Until the Escobedo and Miranda cases, the rule for determining whether a confession had been given voluntarily was based on the "totality of the circumstances," an approach that Kamisar said was completely unworkable because "every factor was relevant and none was decisive."
Alluding to a recent opinion by Justice Sandra Day O'Connor in a case that slightly modified Miranda, Kamisar agreed that over the last 20 years "Miranda has struck the balance between doing everything possible to keep a guy from confessing to letting him know that he doesn't have to."
Prominent local defense lawyer Plato Cacheris said he doesn't believe that warning suspects of their rights has had a major impact on the number of people who talk to police or on police conviction rates.
"Despite warnings, people continue to talk," he said. "And just because every suspect doesn't talk to police, it doesn't prohibit successful prosecutions."
G. Allen Dale, who works as a court-appointed attorney in many cases, said he believes most egregious instances of prolonged police questioning have been eliminated because of Miranda.
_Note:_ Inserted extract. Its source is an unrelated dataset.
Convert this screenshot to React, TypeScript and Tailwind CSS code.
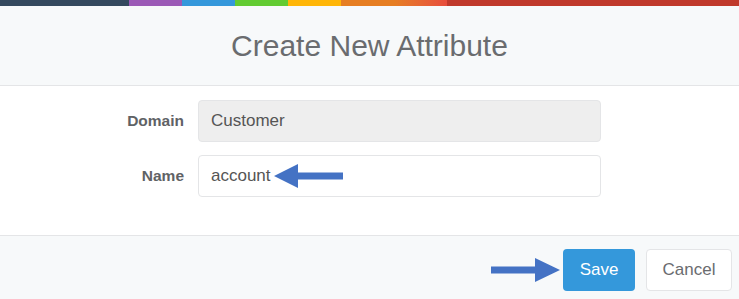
import React from "react";

function ArrowLeft() {
  return (
    <svg width="70" height="26" viewBox="0 0 70 26" className="block">
      <polygon points="0,13 24,1 24,9.5 69,9.5 69,16.5 24,16.5 24,25" fill="#4472c4" />
    </svg>
  );
}

function ArrowRight() {
  return (
    <svg width="70" height="26" viewBox="0 0 70 26" className="block">
      <polygon points="70,13 45,1 45,9.5 1,9.5 1,16.5 45,16.5 45,25" fill="#4472c4" />
    </svg>
  );
}

export default function App() {
  return (
    <div className="w-[739px] h-[299px] overflow-hidden bg-white font-['Liberation_Sans',Arial,sans-serif] text-[#6a6c6f]">
      {/* color line */}
      <div className="flex h-[6px]">
        <div className="w-[129px] bg-[#34495e]" />
        <div className="w-[53px] bg-[#9b59b6]" />
        <div className="w-[53px] bg-[#3498db]" />
        <div className="w-[53px] bg-[#62cb31]" />
        <div className="w-[53px] bg-[#ffb606]" />
        <div className="w-[53px] bg-[#e67e22]" />
        <div className="w-[53px] bg-gradient-to-r from-[#e67e22] to-[#e74c3c]" />
        <div className="flex-1 bg-[#c0392b]" />
      </div>

      <div className="h-[80px] flex items-center justify-center bg-[#f7f9fa] border-b border-[#e4e5e7]">
        <h4 className="text-[30px] leading-none">Create New Attribute</h4>
      </div>

      <div className="pt-[14px] pb-[38px] flex flex-col gap-[13px]">
        <div className="flex items-center">
          <label className="w-[184px] text-right text-[15.5px] font-bold text-[#606265]">Domain</label>
          <div className="ml-[14px] w-[403px] h-[42px] flex items-center px-[12px] rounded-[4px] border border-[#e4e5e7] bg-[#eeeeee] text-[17px] text-[#555]">
            Customer
          </div>
        </div>
        <div className="flex items-center">
          <label className="w-[184px] text-right text-[15.5px] font-bold text-[#606265]">Name</label>
          <div className="relative ml-[14px] w-[403px] h-[42px] flex items-center px-[12px] rounded-[4px] border border-[#e4e5e7] bg-white text-[17px] text-[#555]">
            account
            <div className="absolute left-[75px] top-[7px]">
              <ArrowLeft />
            </div>
          </div>
        </div>
      </div>

      <div className="h-[64px] bg-[#f7f9fa] border-t border-[#e4e5e7] flex items-start justify-end pt-[13px] pr-[7px]">
        <div className="mt-[8px] mr-[3px]">
          <ArrowRight />
        </div>
        <button className="w-[72px] h-[42px] rounded-[4px] bg-[#3498db] text-white text-[17px]">Save</button>
        <button className="ml-[11px] w-[86px] h-[42px] rounded-[4px] bg-white border border-[#e4e5e7] text-[17px] text-[#6a6c6f]">
          Cancel
        </button>
      </div>
    </div>
  );
}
Today his clients -- after asking for counsel -- are more likely to face subtle persuasion from police.
The police "say things like, 'We can make it easy on you if you talk now,' " Dale said. "Most people don't know that cops can't cut a deal."
The lag between the time a suspect asks to see a lawyer and the time he is able to consult with a lawyer also encourages some suspects to talk. "Even the richer clients aren't going to be able to get a lawyer out in the middle of the night," Dale said. "Sitting in jail, waiting to go to court, and not being able to see a lawyer for hours, many people decide to talk."
In a recent case, Dale said, between the time a suspect was arrested and when he was able to consult with him 10 hours later, the man had confessed to four bank robberies.
Defense lawyer Fred Joseph, who represents nurse Jane Bolding -- who was questioned in March 1985 for about 24 hours concerning the death of a 70-year-old woman at Prince George's General Hospital -- believes that the instances of illegal questioning by police are increasing.
He said, "With Attorney General Meese advocating the reversal of Miranda, that permeates down to the cop on the beat, who thinks that he is merely carrying out that which my president and my attorney general want me to do."